Randall has done tens, if not hundreds, of photo projects like this one. Over the last few years, he and his photography have reached near-celebrity status in the Elm City. His camera is a second shadow—a gadget that almost never leaves his side. I imagine walking the streets of New Haven with Randall is not so unlike accompanying a B-list star in L.A. Everyone seems to know who he is.
Randall posts his work to ilovenewhaven.org—a website he created one year ago with the help of his neighbor Jeffery Kerekes. What started as a spontaneous side project has since become a big hit. Their little site now draws nearly 2,000 visitors a day.
“I love New Haven,” is not something that’s said often of the crime-ridden city. Yale students, in particular, feel New Haven is not so much a town to live in as it is an urban jungle to fear. Freshmen are forced to attend multiple street safety workshops during their orientation week, which basically amount to New Haven survival training.
It’s no mystery why the city has such an awful reputation. The high school graduation rate is low and the number of shootings, high. In the 1990s, New Haven had one of the highest violent crime rates per capita in the entire United States. And several years ago, it was named one of the country’s most dangerous places to live.
The Elm City may have its fair share of problems, but true to his website’s name, Chris Randall really does love New Haven.
“To me,” he said, “it’s home. I’ve been here all my life. I feel connected here.”
Randall grew up during the height of New Haven’s crime wave. Indeed, he is in many ways a child of the city’s mayhem. As a kid, he loved snapping photos with his father’s old Minolta. But at thirteen, he left photography behind and began drinking heavily.
It took ten years and a tragic accident for Randall to kick his alcohol habit. He was driving drunk down a highway in 1999 when he glanced down at his new stereo system and smashed into the back of a tractor trailer. Randall panicked and ran away from the scene, covered in his own blood.
After serving a 30 day jail sentence and a stint in rehab, he pulled himself out of his decade-long slump and returned to his job at New Haven’s Winchester Arms Factory—an industrial complex that has been manufacturing weapons since just after the Civil War. Randall worked his way up the ranks at the factory, but found the job less-than-rewarding. In time, he began to burn out.

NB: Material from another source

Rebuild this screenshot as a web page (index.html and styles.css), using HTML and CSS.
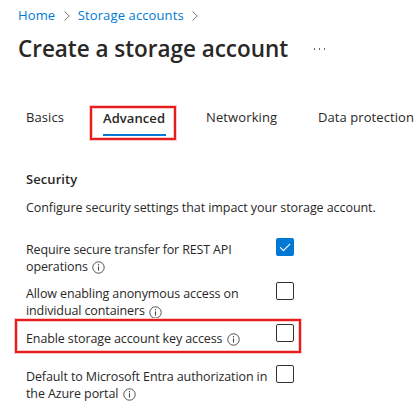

He left the factory and took a position at the New Haven Land Trust (NHLT), a nonprofit that promotes the preservation of natural resources in the community. A few weeks into his job at the NHLT, Randall made what proved to be a simple but life-changing observation: the organization needed better pictures. Remembering fondly the days he spent with his father’s Minolta camera, Randall decided to return to his old hobby. But it wasn’t long before his photography became much more than just a side gig.
Randall’s star began to rise as New Haven’s crime rates fell. The city has changed significantly, and he’s evolved right along with it.
“I used to suck things out of people,” he said. “Ever since I stopped trying to do that and started contributing to where I live, my life has become a lot better. And so has the city.”
Despite his recent successes, the unorthodox photographer certainly hasn’t lost his rebellious streak. The smokestacks of the Winchester Arms Factory breathed their last wheezy breath when the building was closed down for good in 2006. But that hasn’t stopped him from going back. When he’s feeling particularly adventurous, Randall hops the fence to the factory and snaps as many photos of the abandoned building as he can. He fancies himself a vigilante photographer, an artistic protector of the people.
Once bustling with activity, buildings like the Winchester Arms Factory now sit vacant all over New Haven. Businesses moved manufacturing jobs overseas, leaving behind massive structures that nobody besides Randall quite knew what to do with. These buildings have outraged local environmental activists; many of them were once old coal burning power plants and are now contaminated with hazardous lead and PCBs. Even so, Randall keeps on exploring.
“The public has a right to see what these places look like. These particular spaces have been through many different definitions of identity within the community. And I get to take pictures of them,” Randall explained.
He likes to say that New Haven has not been vandalized, but “randallized.” He’s never given the word a clear definition, but he seems to like the ambiguity. It means different things at different times, different things to different people. Randall’s philosophy offers a clue: he believes wholeheartedly that photography has the power to bring people together and force conversations that might not have happened otherwise. If nothing else, perhaps “randallizing” is about helping people see beauty in a city that’s not normally known for its charm.
For Randall, the city is an urban polaroid of sorts; with every passing year it gets more vibrant, more colorful. With the push of a shutter, he makes downtrodden New Havenites feel joyful and abandoned industrial buildings look beautiful. Randall isn’t sure if he has it in him to continue doing vigilante photography for much longer. But no matter what he turns to next, New Haven will have been forever randallized.